I’ve not even started on some other major weaknesses. Dragons’ Den works because the prize at stake is a large amount of money. Remove the return and you’ve kicked your programme in the groin. Masterchef works because those participating already have some degree of flair. Serve up two shit cooks and you’ve gone and slapped your show’s arse. Use restaurant critics as your judges and you’ve pretty much decapitated your own creation.

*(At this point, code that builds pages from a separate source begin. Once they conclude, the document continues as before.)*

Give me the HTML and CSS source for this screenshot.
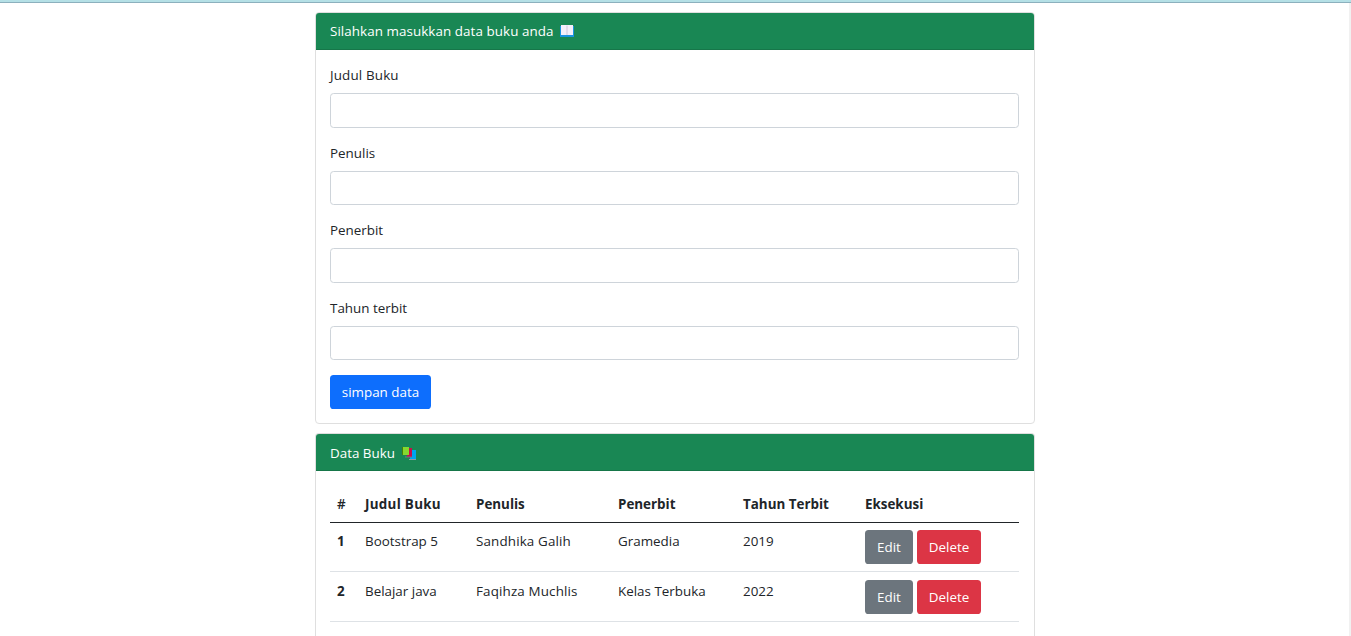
FILE: index.html
```html
<!DOCTYPE html>
<html lang="id">
<head>
<meta charset="utf-8">
<title>Data Buku</title>
<link rel="stylesheet" href="styles.css">
</head>
<body>
<div class="topbar"></div>
<main class="page">
<div class="container">
  <section class="card">
    <header class="card-header"><span class="title-form">Silahkan masukkan data buku anda</span>
      <svg class="emoji" width="14" height="12" viewBox="0 0 14 12"><path fill="#1a93e0" d="M0 1h14v11H0z"/><path fill="#f4effa" d="M1 0h12v10H1z"/><path fill="#cfc6dc" d="M6.5 0.5h1v9.5h-1z"/></svg>
    </header>
    <form class="card-body">
      <div class="field"><label class="label-judul" for="judul">Judul Buku</label><input id="judul" type="text"></div>
      <div class="field"><label for="penulis">Penulis</label><input id="penulis" type="text"></div>
      <div class="field"><label for="penerbit">Penerbit</label><input id="penerbit" type="text"></div>
      <div class="field"><label for="tahun">Tahun terbit</label><input id="tahun" type="text"></div>
      <button class="btn btn-primary" type="button">simpan data</button>
    </form>
  </section>
  <section class="card card-data">
    <header class="card-header card-header-data"><span class="title-data">Data Buku</span>
      <svg class="emoji" width="14" height="14" viewBox="0 0 14 14"><path fill="#00a4ef" d="M8 4h6v9H8z"/><path fill="#8a9ba5" d="M7 13h7v1H7z"/><path fill="#c50f4a" d="M5 2h5v9H5z"/><path fill="#7d7180" d="M3 10.5h7v1H3z"/><path fill="#498205" d="M0 1h1v8H0z"/><path fill="#86d82f" d="M1 1h6v8H1z"/></svg>
    </header>
    <div class="card-body">
      <table>
        <colgroup><col class="c-num"><col class="c-title"><col class="c-author"><col class="c-publisher"><col class="c-year"><col></colgroup>
        <thead>
          <tr><th class="hash">#</th><th class="th-judul">Judul Buku</th><th>Penulis</th><th>Penerbit</th><th>Tahun Terbit</th><th>Eksekusi</th></tr>
        </thead>
        <tbody>
          <tr><th>1</th><td>Bootstrap 5</td><td class="author">Sandhika Galih</td><td>Gramedia</td><td>2019</td><td><div class="actions"><button class="btn btn-secondary" type="button">Edit</button><button class="btn btn-danger" type="button">Delete</button></div></td></tr>
          <tr><th>2</th><td>Belajar java</td><td class="author">Faqihza Muchlis</td><td>Kelas Terbuka</td><td>2022</td><td><div class="actions"><button class="btn btn-secondary" type="button">Edit</button><button class="btn btn-danger" type="button">Delete</button></div></td></tr>
        </tbody>
      </table>
    </div>
  </section>
</div>
</main>
</body>
</html>
```
FILE: styles.css
```css
* { box-sizing: border-box; }
body {
  margin: 0;
  height: 636px;
  overflow: hidden;
  background: #fff;
  color: #212529;
  font: 13.4px/22px "Open Sans", "Noto Sans", sans-serif;
}
.topbar {
  height: 3px;
  background: #b5e0e6;
  border-bottom: 1px solid #8cb0bd;
}
.page {
  height: 633px;
  overflow: hidden;
  padding: 9px 0 0 315px;
  border-right: 2px solid #f1f1f1;
}
.container { width: 720px; }
.card { height: 412px; border: 1px solid #dfdfdf; border-radius: 4px; }
.card-data { height: 203px; margin-top: 9px; border-bottom: 0; border-radius: 4px 4px 0 0; }
.card-header {
  display: flex;
  align-items: center;
  height: 37px;
  padding: 0 14px;
  background: #198754;
  border-bottom: 1px solid #167649;
  border-radius: 3px 3px 0 0;
  color: #fff;
}
.card-header-data { padding-top: 2px; }
.title-form { width: 223px; letter-spacing: 0.07px; white-space: nowrap; }
.title-data { width: 65px; white-space: nowrap; }
.emoji { margin-left: 7px; }
.card-body { padding: 14px 15px 0 14px; }
.field { height: 77.6px; }
.field label { display: block; height: 29px; }
.field .label-judul, .author { letter-spacing: 0.15px; }
.th-judul { letter-spacing: 0.3px; }
.field input {
  display: block;
  width: 100%;
  height: 34.6px;
  border: 1px solid #ced4da;
  border-radius: 3.6px;
  background: #fff;
}
.btn {
  height: 34px;
  border: 0;
  border-radius: 3.6px;
  padding: 0;
  color: #fff;
  font: inherit;
}
.btn-primary { display: block; width: 101px; margin-top: 0.6px; background: #0d6efd; }
.btn-secondary { width: 48px; background: #6c757d; }
.btn-danger { width: 64px; background: #dc3545; }
.actions { display: flex; gap: 4px; }
table { width: 100%; border-collapse: separate; border-spacing: 0; table-layout: fixed; }
.c-num { width: 28px; }
.c-title { width: 111px; }
.c-author { width: 142px; }
.c-publisher { width: 125px; }
.c-year { width: 122px; }
th, td { padding: 8px 7px 0; text-align: left; vertical-align: top; white-space: nowrap; }
thead th { height: 38px; border-bottom: 1px solid #212529; }
thead .hash { font-weight: 600; }
tbody th, tbody td { height: 49px; padding-top: 7px; border-bottom: 1px solid #dee2e6; }
tbody tr + tr > * { height: 50px; padding-top: 8px; }
```
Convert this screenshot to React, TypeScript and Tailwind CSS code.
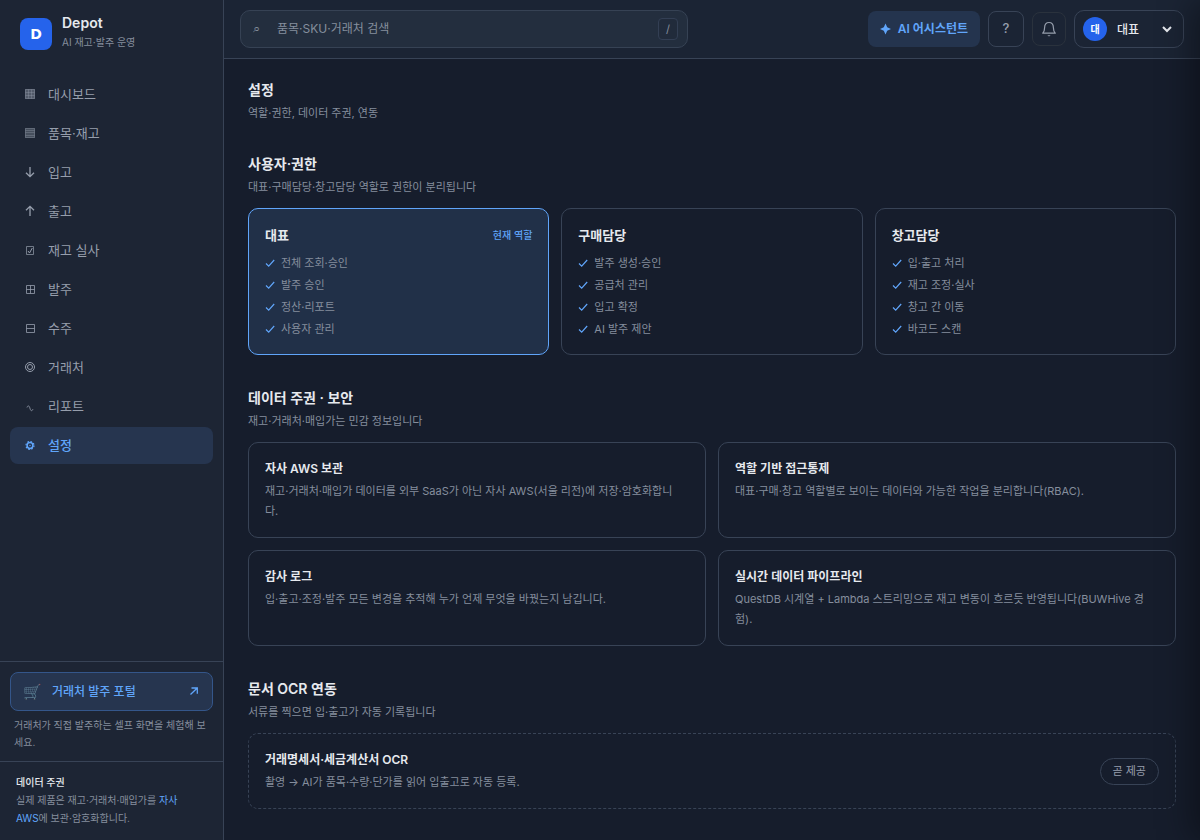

Restaurant critics, as any fool knows, are generally sniffy berks who lack any experience or expertise in what they do. They’re professional moaners. Where the Dragons have all worked their way to their personal wealth, this lot are promoted hacks who are now so far removed from the man on the street they think writing cynically about a fucking pudding represents a meaningful existence. I remove Giles Coren from that generalisation, as he barely even mentions the food, preferring instead to waffle on about his life – which is generally far more interesting.

These four ‘enemies’ and their supposedly daunting presence is acceptable when they’re asked to bitch for three minutes in Masterchef, but try and extend that three minutes to fifty and the whole thing collapses like an undercooked cakey pie.

I just hope they don’t make this rubbish prime time.